Ce chiffre dont on ne sait pas pour quel motif il serait placé entre parenthèses et suivrait le premier chiffre de 21 843 kilomètres sans le remplacer, et dont on ignore s'il a été inscrit en présence de Mme Levasseur, qui n'a pas apposé son paraphe dans la marge, ne saurait constituer à lui seul la preuve de ce que Mme Levasseur était informée du kilométrage réel du véhicule.

En effet, l'annonce figurant sur le site Le Bon Coin présente un "Nv espace neuf 21 000 km" "année-modèle 2001 - kilométrage 21 000 kilomètres - carburant diesel" "très bon état - courroie de distribution refaite".

Le procès-verbal de contrôle technique dressé le 4 mars 2009, soit dix jours avant la vente, et remis à Mme Levasseur, reprend un kilométrage de 21 835 kilomètres.

Les documents rédigés en langue néerlandaise ne sont pas traduits, aucun renseignement précis n'est donné en ce qui concerne les précédents du véhicule et l'expert amiable confirme dans son rapport que Mme Levasseur n'a pu obtenir l'établissement d'un certificat d'immatriculation à son nom.

M. Al Mohammadi ne rapporte donc pas la preuve d'avoir informé Mme Levasseur lors de la vente de ce que le véhicule avait en réalité parcouru comme il le prétend 199 224 kilomètres depuis sa première immatriculation.

L'indication du kilométrage d'un véhicule est un élément déterminant de son usure et de sa valeur et constitue dès lors une qualité substantielle d'un véhicule, au surplus présenté comme "neuf", ce qui sous-entend "état neuf", puisqu'il n'a pas été dissimulé en revanche que la date de première immatriculation du véhicule était le 15 juin 2001.

Au surplus, M. Al Mohammadi a trompé Mme Levasseur en lui faisant croire que les documents qu'il lui avait fournis lors de la vente allaient lui permettre de faire immatriculer le véhicule à son nom, ce qui n'a pas été le cas, et en lui vendant un véhicule dépourvu d'autorisation de circuler conformément à la législation française.

Il convient en conséquence de confirmer le jugement qui a prononcé la nullité de la vente pour erreur sur les qualités substantielles du véhicule et condamné M. Al Mohammadi à restituer à Mme Levasseur le prix de la vente, soit la somme de 7 300 euros, en contrepartie de la restitution du véhicule.

Il y a lieu de préciser que la restitution du véhicule aura lieu aux frais de M. Al Mohammadi et sous le contrôle d'un huissier de justice, une fois que celui-ci aura remboursé le prix de vente.

L'erreur de Mme Levasseur a été provoquée par les manœuvres dolosives de M. Al Mohammadi ci-dessus établies.

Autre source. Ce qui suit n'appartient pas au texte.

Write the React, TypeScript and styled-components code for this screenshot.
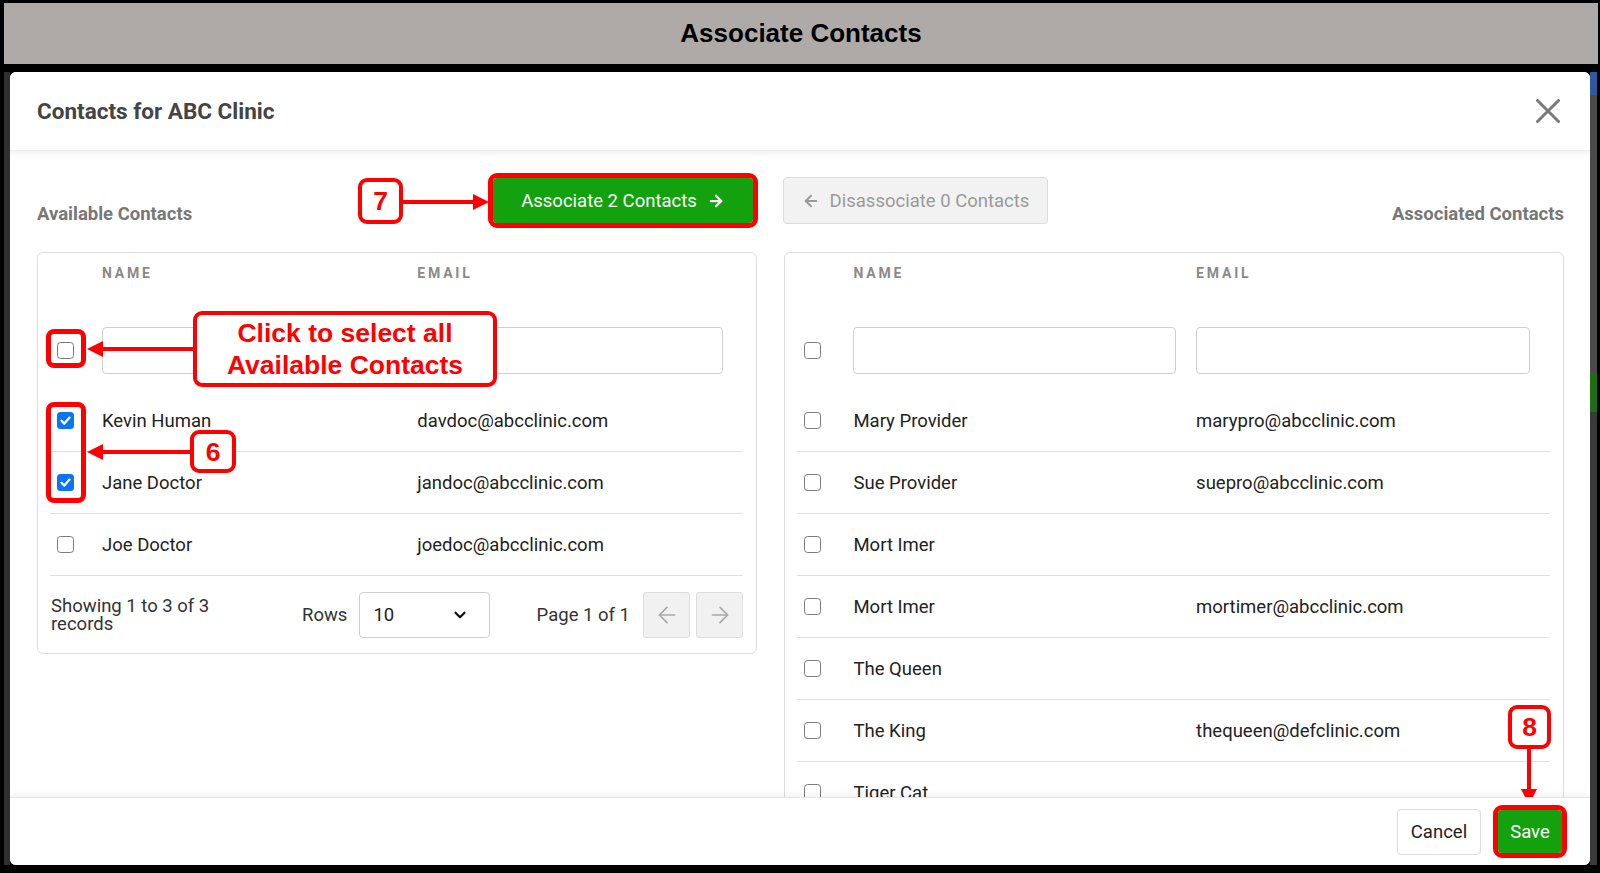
import React from 'react';
import styled, { createGlobalStyle } from 'styled-components';
import { ArrowLeft, ArrowRight, ChevronDown } from 'lucide-react';

const RED = '#ff0000';
const GREEN = '#13a20d';

const GlobalStyle = createGlobalStyle`
  * { box-sizing: border-box; }
  html, body { margin: 0; padding: 0; background: #000; }
  body { font-family: Roboto, "Liberation Sans", Arial, sans-serif; }
`;

const Frame = styled.div`
  position: relative;
  width: 1600px;
  height: 873px;
  overflow: hidden;
  background: #000;
  padding: 3px 2px 0 4px;
  display: flex;
  flex-direction: column;
`;

const TitleBar = styled.div`
  height: 61px;
  flex: none;
  background: #aeaaa8;
  display: flex;
  align-items: center;
  justify-content: center;
  font-family: "Liberation Sans", Arial, sans-serif;
  font-weight: 700;
  font-size: 26px;
  color: #000;
`;

const Stage = styled.div`
  margin-top: 8px;
  height: 793px;
  flex: none;
  display: flex;
  padding-right: 1px;
`;

const LeftStrip = styled.div`
  width: 6px;
  flex: none;
  background: #2f2f2f;
`;

const RightStrip = styled.div`
  width: 7px;
  flex: none;
  background: linear-gradient(
    to bottom,
    #2d5aa0 0,
    #2d5aa0 23px,
    #4a4a4a 23px,
    #4a4a4a 301px,
    #1e6e12 301px,
    #1e6e12 340px,
    #3a3a3a 340px
  );
`;

const Modal = styled.div`
  flex: none;
  width: 1580px;
  height: 100%;
  background: #fff;
  border-radius: 6px;
  display: flex;
  flex-direction: column;
  overflow: hidden;
`;

const ModalHeader = styled.header`
  flex: none;
  height: 79px;
  display: flex;
  align-items: center;
  justify-content: space-between;
  padding: 0 30px 0 27px;
  border-bottom: 1px solid #ececec;
  box-shadow: 0 3px 6px rgba(0, 0, 0, 0.06);
  position: relative;
  z-index: 1;
  background: #fff;
`;

const ModalTitle = styled.h2`
  margin: 0;
  font-size: 22.5px;
  font-weight: 700;
  color: #444;
`;

const CloseButton = styled.button`
  width: 24px;
  height: 24px;
  padding: 0;
  border: 0;
  background: none;
  display: flex;
`;

const ModalBody = styled.div`
  flex: 1;
  min-height: 0;
  overflow: hidden;
  padding: 26px 26px 0 27px;
  display: grid;
  grid-template-columns: 720px 1fr;
  column-gap: 27px;
  align-items: start;
`;

const Column = styled.section`
  display: flex;
  flex-direction: column;
`;

const ColumnHead = styled.div`
  height: 47px;
  display: flex;
  align-items: center;
  justify-content: space-between;
`;

const SectionLabel = styled.div`
  align-self: flex-end;
  font-size: 18.5px;
  font-weight: 700;
  line-height: 20px;
  color: #777;
`;

const PrimaryButton = styled.button`
  position: relative;
  width: 260px;
  height: 45px;
  margin-right: 4px;
  border: 0;
  border-radius: 4px;
  background: ${GREEN};
  color: #fff;
  font-family: inherit;
  font-size: 18.5px;
  display: flex;
  align-items: center;
  justify-content: center;
  gap: 10px;
`;

const DisabledButton = styled.button`
  width: 265px;
  height: 47px;
  margin-left: -1px;
  border: 1px solid #dcdcdc;
  border-radius: 4px;
  background: #f2f2f2;
  color: #9a9a9a;
  font-family: inherit;
  font-size: 18.5px;
  display: flex;
  align-items: center;
  justify-content: center;
  gap: 10px;
`;

const Card = styled.div`
  margin-top: 28px;
  border: 1px solid #dcdcdc;
  border-radius: 6px;
  padding: 0 13px 0 12px;
`;

const Row = styled.div`
  display: grid;
  grid-template-columns: 7.5% 45.5% 47%;
  align-items: center;
`;

const HeadRow = styled(Row)`
  height: 42px;
  align-items: start;
  padding-top: 13px;
`;

const HeadCell = styled.div`
  font-size: 14px;
  font-weight: 700;
  letter-spacing: 2.8px;
  line-height: 15px;
  color: #8a8a8a;
  text-transform: uppercase;
`;

const FilterRow = styled(Row)`
  padding: 32px 0 16px;
`;

const FilterInput = styled.input`
  width: calc(100% - 20px);
  height: 47px;
  border: 1px solid #cfcfcf;
  border-radius: 4px;
  font-family: inherit;
  font-size: 18px;
  padding: 0 12px;
`;

const DataRow = styled(Row)`
  height: 62px;
  border-bottom: 1px solid #e0e0e0;
  font-size: 18.5px;
  color: #222;
`;

const CheckCell = styled.div`
  padding-left: 7px;
  display: flex;
`;

const Box = styled.span<{ $checked?: boolean }>`
  width: 17px;
  height: 17px;
  border-radius: 3.5px;
  border: ${p => (p.$checked ? '0' : '1.5px solid #7a7a7a')};
  background: ${p => (p.$checked ? '#0b74f3' : '#fff')};
  display: flex;
  align-items: center;
  justify-content: center;
`;

const TableFooter = styled.div`
  display: flex;
  align-items: center;
  padding: 16px 0 15px 1px;
  font-size: 18.5px;
  color: #333;
`;

const RecordInfo = styled.div`
  width: 185px;
  margin-right: 66px;
  line-height: 18px;
`;

const RowsLabel = styled.span`
  margin-right: 12px;
`;

const SelectBox = styled.div`
  width: 131px;
  height: 46px;
  border: 1px solid #cfcfcf;
  border-radius: 4px;
  padding: 0 20px 0 13px;
  display: flex;
  align-items: center;
  justify-content: space-between;
  color: #222;
`;

const Pager = styled.div`
  margin-left: auto;
  display: flex;
  align-items: center;
  gap: 6px;
`;

const PageText = styled.span`
  margin-right: 7px;
`;

const PagerButton = styled.button`
  width: 47px;
  height: 46px;
  border: 1px solid #dddddd;
  border-radius: 3px;
  background: #f1f1f1;
  display: flex;
  align-items: center;
  justify-content: center;
  padding: 0;
`;

const ModalFooter = styled.footer`
  flex: none;
  height: 68px;
  display: flex;
  align-items: center;
  justify-content: flex-end;
  gap: 17px;
  padding: 0 28px 0 0;
  border-top: 1px solid #e6e6e6;
  box-shadow: 0 -3px 6px rgba(0, 0, 0, 0.05);
  position: relative;
  z-index: 1;
  background: #fff;
`;

const CancelButton = styled.button`
  width: 84px;
  height: 46px;
  border: 1px solid #dcdcdc;
  border-radius: 4px;
  background: #fff;
  color: #222;
  font-family: inherit;
  font-size: 18.5px;
`;

const SaveButton = styled.button`
  position: relative;
  width: 64px;
  height: 43px;
  border: 0;
  border-radius: 4px;
  background: ${GREEN};
  color: #fff;
  font-family: inherit;
  font-size: 18.5px;
`;

/* ---------- annotation overlay ---------- */

const Ring = styled.span`
  position: absolute;
  inset: -5px;
  border: 5px solid ${RED};
  border-radius: 9px;
  pointer-events: none;
`;

const Marker = styled.div<{ $x: number; $y: number; $w: number; $h: number }>`
  position: absolute;
  left: ${p => p.$x}px;
  top: ${p => p.$y}px;
  width: ${p => p.$w}px;
  height: ${p => p.$h}px;
  border: 5px solid ${RED};
  border-radius: 8px;
  pointer-events: none;
`;

const Callout = styled.div<{ $x: number; $y: number; $w: number; $h: number }>`
  position: absolute;
  left: ${p => p.$x}px;
  top: ${p => p.$y}px;
  width: ${p => p.$w}px;
  height: ${p => p.$h}px;
  background: #fff;
  border: 4px solid ${RED};
  border-radius: 9px;
  display: flex;
  align-items: center;
  justify-content: center;
  text-align: center;
  font-family: "Liberation Sans", Arial, sans-serif;
  font-weight: 700;
  font-size: 26.5px;
  line-height: 32px;
  color: ${RED};
`;

const ArrowLayer = styled.svg`
  position: absolute;
  left: 0;
  top: 0;
  width: 1600px;
  height: 873px;
  pointer-events: none;
`;

type Contact = { name: string; email: string; checked?: boolean };

const available: Contact[] = [
  { name: 'Kevin Human', email: 'davdoc@abcclinic.com', checked: true },
  { name: 'Jane Doctor', email: 'jandoc@abcclinic.com', checked: true },
  { name: 'Joe Doctor', email: 'joedoc@abcclinic.com' },
];

const associated: Contact[] = [
  { name: 'Mary Provider', email: 'marypro@abcclinic.com' },
  { name: 'Sue Provider', email: 'suepro@abcclinic.com' },
  { name: 'Mort Imer', email: '' },
  { name: 'Mort Imer', email: 'mortimer@abcclinic.com' },
  { name: 'The Queen', email: '' },
  { name: 'The King', email: 'thequeen@defclinic.com' },
  { name: 'Tiger Cat', email: '' },
];

const CheckBox = ({ checked }: { checked?: boolean }) => (
  <Box $checked={checked}>
    {checked && (
      <svg width="13" height="13" viewBox="0 0 13 13">
        <path d="M2.5 6.8 L5.3 9.6 L10.6 3.6" fill="none" stroke="#fff" strokeWidth="2.3" strokeLinecap="round" strokeLinejoin="round" />
      </svg>
    )}
  </Box>
);

const ContactTable = ({ rows }: { rows: Contact[] }) => (
  <>
    <HeadRow>
      <div />
      <HeadCell>Name</HeadCell>
      <HeadCell>Email</HeadCell>
    </HeadRow>
    <FilterRow>
      <CheckCell>
        <CheckBox />
      </CheckCell>
      <FilterInput />
      <FilterInput />
    </FilterRow>
    {rows.map((r, i) => (
      <DataRow key={i}>
        <CheckCell>
          <CheckBox checked={r.checked} />
        </CheckCell>
        <div>{r.name}</div>
        <div>{r.email}</div>
      </DataRow>
    ))}
  </>
);

export default function App() {
  return (
    <>
      <GlobalStyle />
      <Frame>
        <TitleBar>Associate Contacts</TitleBar>
        <Stage>
          <LeftStrip />
          <Modal>
            <ModalHeader>
              <ModalTitle>Contacts for ABC Clinic</ModalTitle>
              <CloseButton aria-label="Close">
                <svg width="24" height="24" viewBox="0 0 24 24">
                  <path d="M1.5 1.5 L22.5 22.5 M22.5 1.5 L1.5 22.5" stroke="#7a7a7a" strokeWidth="3" strokeLinecap="round" />
                </svg>
              </CloseButton>
            </ModalHeader>
            <ModalBody>
              <Column>
                <ColumnHead>
                  <SectionLabel>Available Contacts</SectionLabel>
                  <PrimaryButton>
                    Associate 2 Contacts
                    <ArrowRight size={18} strokeWidth={3} />
                    <Ring />
                  </PrimaryButton>
                </ColumnHead>
                <Card>
                  <ContactTable rows={available} />
                  <TableFooter>
                    <RecordInfo>Showing 1 to 3 of 3 records</RecordInfo>
                    <RowsLabel>Rows</RowsLabel>
                    <SelectBox>
                      <span>10</span>
                      <ChevronDown size={18} strokeWidth={3} color="#111" />
                    </SelectBox>
                    <Pager>
                      <PageText>Page 1 of 1</PageText>
                      <PagerButton aria-label="Previous">
                        <ArrowLeft size={26} strokeWidth={1.5} color="#a8a8a8" />
                      </PagerButton>
                      <PagerButton aria-label="Next">
                        <ArrowRight size={26} strokeWidth={1.5} color="#a8a8a8" />
                      </PagerButton>
                    </Pager>
                  </TableFooter>
                </Card>
              </Column>
              <Column>
                <ColumnHead>
                  <DisabledButton>
                    <ArrowLeft size={18} strokeWidth={2.6} />
                    Disassociate 0 Contacts
                  </DisabledButton>
                  <SectionLabel>Associated Contacts</SectionLabel>
                </ColumnHead>
                <Card>
                  <ContactTable rows={associated} />
                </Card>
              </Column>
            </ModalBody>
            <ModalFooter>
              <CancelButton>Cancel</CancelButton>
              <SaveButton>
                Save
                <Ring />
              </SaveButton>
            </ModalFooter>
          </Modal>
          <RightStrip />
        </Stage>

        <Marker $x={46} $y={329} $w={40} $h={39} />
        <Marker $x={46} $y={402} $w={40} $h={101} />
        <Callout $x={358} $y={178} $w={45} $h={46}>7</Callout>
        <Callout $x={193} $y={311} $w={304} $h={76}>
          Click to select all
          <br />
          Available Contacts
        </Callout>
        <Callout $x={190} $y={430} $w={46} $h={43}>6</Callout>
        <Callout $x={1508} $y={705} $w={43} $h={44}>8</Callout>

        <ArrowLayer viewBox="0 0 1600 873">
          <g fill={RED} stroke={RED}>
            <line x1="403" y1="202" x2="476" y2="202" strokeWidth="4" />
            <polygon points="473,194 489,202 473,210" stroke="none" />
            <line x1="193" y1="349" x2="100" y2="349" strokeWidth="4" />
            <polygon points="103,341 87,349 103,357" stroke="none" />
            <line x1="190" y1="452" x2="100" y2="452" strokeWidth="4" />
            <polygon points="103,444 87,452 103,460" stroke="none" />
            <line x1="1529" y1="749" x2="1529" y2="792" strokeWidth="4" />
            <polygon points="1521,789 1529,805 1537,789" stroke="none" />
          </g>
        </ArrowLayer>
      </Frame>
    </>
  );
}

Mme Levasseur est fondée à solliciter l'allocation de dommages et intérêts en réparation du préjudice qu'elle a subi.

Elle ne démontre pas s'être trouvée dans l'obligation de louer un véhicule de remplacement et ne justifie pas de frais exposés du chef de l'immobilisation du véhicule acheté, de sorte que le jugement sera confirmé en ce qu'il l'a déboutée de sa demande d'indemnisation du préjudice de jouissance allégué.

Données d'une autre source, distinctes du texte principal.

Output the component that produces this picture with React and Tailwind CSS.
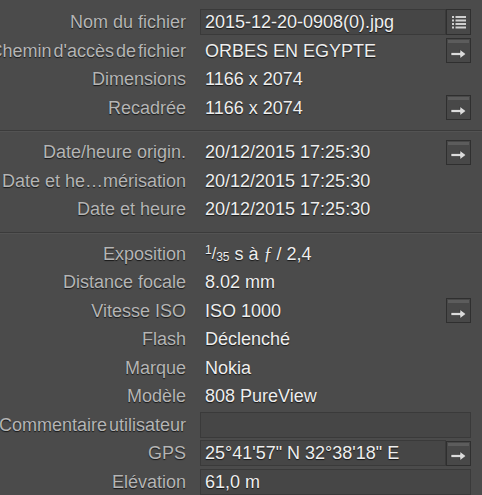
import React from "react";

const ListIcon = () => (
  <svg width="16" height="15" viewBox="0 0 16 15">
    {[2, 5.5, 9, 12.5].map((y) => (
      <g key={y}>
        <rect x="1" y={y - 1} width="2" height="2" fill="#d0d0d0" />
        <rect x="4.5" y={y - 1} width="10.5" height="2" fill="#d0d0d0" />
      </g>
    ))}
  </svg>
);

const ArrowIcon = () => (
  <svg width="17" height="10" viewBox="0 0 17 10">
    <path d="M1 3.5 H10 V0.5 L16 5 L10 9.5 V6.5 H1 Z" fill="#dcdcdc" stroke="#2f2f2f" strokeWidth="0.6" />
  </svg>
);

const Btn = ({ kind }) =>
  kind === "list" ? (
    <div className="w-[25px] h-[26px] shrink-0 border border-[#2f2f2f] bg-[#484848] flex items-center justify-center">
      <ListIcon />
    </div>
  ) : (
    <div className="w-[25px] h-[25px] shrink-0 border border-[#2f2f2f] bg-[#484848] flex flex-col">
      <div className="h-[3px] mx-[1px] mt-[1px] bg-[#5c5c5c]" />
      <div className="flex-1 flex items-center justify-center pt-[2px]">
        <ArrowIcon />
      </div>
    </div>
  );

const Row = ({ label, value, boxed, btn, labelClass = "" }) => (
  <div className="flex items-center h-[28.5px]">
    <div className="w-[186px] shrink-0 flex justify-end">
      <span className={`whitespace-nowrap text-[#b5b5b5] ${labelClass}`}>{label}</span>
    </div>
    <div className="ml-[14px] mr-[11px] flex-1 flex items-center h-[26px]">
      <div
        className={`flex-1 h-full flex items-center px-[4px] border whitespace-nowrap text-[#eeeeee] ${
          boxed ? "border-[#3a3a3a] bg-[#464646]" : "border-transparent"
        }`}
      >
        {value}
      </div>
      {btn && <Btn kind={btn} />}
    </div>
  </div>
);

const Sep = () => (
  <div className="mt-[8px] mb-[6px] h-[2px] border-t border-[#3b3b3b] border-b border-b-[#535353]" />
);

export default function App() {
  const dt = "20/12/2015 17:25:30";
  return (
    <div
      className="w-[482px] h-[495px] overflow-hidden bg-[#4b4b4b] pt-[8px] text-[18px] leading-none [text-shadow:0_1px_1px_rgba(0,0,0,0.7)]"
      style={{ fontFamily: '"Liberation Sans", Arial, sans-serif' }}
    >
      <Row label="Nom du fichier" value="2015-12-20-0908(0).jpg" boxed btn="list" />
      <Row label="Chemin d'accès de fichier" value="ORBES EN EGYPTE" btn="arrow" labelClass="[word-spacing:-3px]" />
      <Row label="Dimensions" value="1166 x 2074" />
      <Row label="Recadrée" value="1166 x 2074" btn="arrow" />
      <Sep />
      <Row label="Date/heure origin." value={dt} btn="arrow" />
      <Row label="Date et he…mérisation" value={dt} />
      <Row label="Date et heure" value={dt} />
      <Sep />
      <Row
        label="Exposition"
        value={
          <span className="flex items-center">
            <span className="relative -top-[4px] text-[12px]">1</span>
            <span className="text-[16px]">/</span>
            <span className="relative top-[3px] text-[12px]">35</span>
            <span className="ml-[5px]">s à </span>
            <span className="italic ml-[5px] font-['Liberation_Serif']">ƒ</span>
            <span className="ml-[4px]">/ 2,4</span>
          </span>
        }
      />
      <Row label="Distance focale" value="8.02 mm" />
      <Row label="Vitesse ISO" value="ISO 1000" btn="arrow" />
      <Row label="Flash" value="Déclenché" />
      <Row label="Marque" value="Nokia" />
      <Row label="Modèle" value="808 PureView" />
      <Row label="Commentaire utilisateur" value="" boxed labelClass="[word-spacing:-3px]" />
      <Row label="GPS" value={"25°41'57\" N 32°38'18\" E"} boxed btn="arrow" />
      <Row label="Elévation" value="61,0 m" boxed />
    </div>
  );
}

Elle prouve cependant qu'elle a subis des désagréments à la suite de l'acquisition d'un véhicule qu'elle n'a jamais pu utiliser, de la nécessité d'engager une procédure judiciaire, après avoir provoqué l'organisation d'une expertise amiable.

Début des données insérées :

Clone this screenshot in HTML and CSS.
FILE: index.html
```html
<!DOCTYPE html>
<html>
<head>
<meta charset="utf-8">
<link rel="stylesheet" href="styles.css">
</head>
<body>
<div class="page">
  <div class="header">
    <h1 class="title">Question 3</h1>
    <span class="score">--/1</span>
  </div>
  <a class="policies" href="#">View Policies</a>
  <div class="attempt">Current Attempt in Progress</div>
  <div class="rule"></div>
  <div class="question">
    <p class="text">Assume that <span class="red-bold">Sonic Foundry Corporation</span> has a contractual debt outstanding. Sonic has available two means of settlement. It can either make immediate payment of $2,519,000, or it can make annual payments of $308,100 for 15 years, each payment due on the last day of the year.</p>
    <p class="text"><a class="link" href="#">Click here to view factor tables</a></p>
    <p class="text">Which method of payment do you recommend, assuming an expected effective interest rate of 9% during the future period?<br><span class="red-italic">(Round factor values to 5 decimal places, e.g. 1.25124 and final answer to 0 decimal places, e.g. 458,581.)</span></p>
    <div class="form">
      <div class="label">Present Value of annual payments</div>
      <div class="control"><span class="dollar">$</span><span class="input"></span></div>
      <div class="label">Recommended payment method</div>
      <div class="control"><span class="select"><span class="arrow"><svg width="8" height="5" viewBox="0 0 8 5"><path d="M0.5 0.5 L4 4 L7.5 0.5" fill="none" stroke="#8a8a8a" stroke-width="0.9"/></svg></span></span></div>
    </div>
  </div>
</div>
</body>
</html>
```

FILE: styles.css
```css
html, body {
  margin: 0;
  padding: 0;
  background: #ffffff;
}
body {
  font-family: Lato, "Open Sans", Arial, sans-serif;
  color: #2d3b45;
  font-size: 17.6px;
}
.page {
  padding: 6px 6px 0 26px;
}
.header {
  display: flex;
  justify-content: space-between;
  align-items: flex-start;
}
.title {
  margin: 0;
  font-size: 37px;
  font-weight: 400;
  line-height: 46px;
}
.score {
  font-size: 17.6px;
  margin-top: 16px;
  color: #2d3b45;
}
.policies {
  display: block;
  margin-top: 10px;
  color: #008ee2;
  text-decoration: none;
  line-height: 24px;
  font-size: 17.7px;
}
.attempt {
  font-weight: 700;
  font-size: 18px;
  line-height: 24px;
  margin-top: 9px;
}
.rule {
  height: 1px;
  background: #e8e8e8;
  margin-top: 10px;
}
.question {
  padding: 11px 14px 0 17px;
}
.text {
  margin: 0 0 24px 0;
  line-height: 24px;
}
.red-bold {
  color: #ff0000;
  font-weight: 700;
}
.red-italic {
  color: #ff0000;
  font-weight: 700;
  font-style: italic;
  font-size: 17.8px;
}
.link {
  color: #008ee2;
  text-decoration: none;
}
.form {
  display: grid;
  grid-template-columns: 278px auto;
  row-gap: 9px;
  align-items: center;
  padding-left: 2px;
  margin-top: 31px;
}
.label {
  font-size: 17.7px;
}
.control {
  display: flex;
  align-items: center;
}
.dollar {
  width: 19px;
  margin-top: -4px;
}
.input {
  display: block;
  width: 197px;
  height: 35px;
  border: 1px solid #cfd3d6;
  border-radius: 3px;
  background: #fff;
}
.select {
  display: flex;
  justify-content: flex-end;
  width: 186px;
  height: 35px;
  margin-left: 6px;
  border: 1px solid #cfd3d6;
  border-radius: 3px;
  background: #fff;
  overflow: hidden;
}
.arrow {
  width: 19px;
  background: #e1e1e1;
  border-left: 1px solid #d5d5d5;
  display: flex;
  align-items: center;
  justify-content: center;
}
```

Il convient de lui allouer à ce titre en réparation de son préjudice moral la somme de 3 000 euros au paiement de laquelle sera condamné M. Al Mohammadi.

M. Al Mohammadi doit être débouté de ses demandes, compte-tenu de la solution apportée au litige.

Le jugement sera confirmé pour le surplus de ses dispositions, y compris celles sur le fondement de l'article 700 du Code de procédure civile.

Il y a lieu de mettre à la charge de M. Al Mohammadi, qui succombe en son recours, les frais irrépétibles d'appel exposés par Mme Levasseur, à hauteur de 1 500 euros.

Par ces motifs : LA COUR, statuant contradictoirement : Confirme le jugement, sauf en ce qu'il a débouté Mme Levasseur de sa demande en dommages et intérêts pour préjudice moral, L'Infirme de ce chef, Statuant à nouveau, Condamne M. Al Mohammadi à payer à Mme Levasseur la somme de 3 000 euros à titre de dommages et intérêts en réparation de son préjudice moral, Y Ajoutant, Dit que la restitution du véhicule Renault Espace à M. Al Mohammadi après qu'il aura remboursé le prix de vente aura lieu à ses frais et en présence d'un huissier de justice, Déboute M. Al Mohammadi de ses demandes, Condamne M. Al Mohammadi aux dépens d'appel, Le Condamne à payer à Mme Levasseur la somme de 1 500 euros en application de l'article 700 du Code de procédure civile en cause d'appel.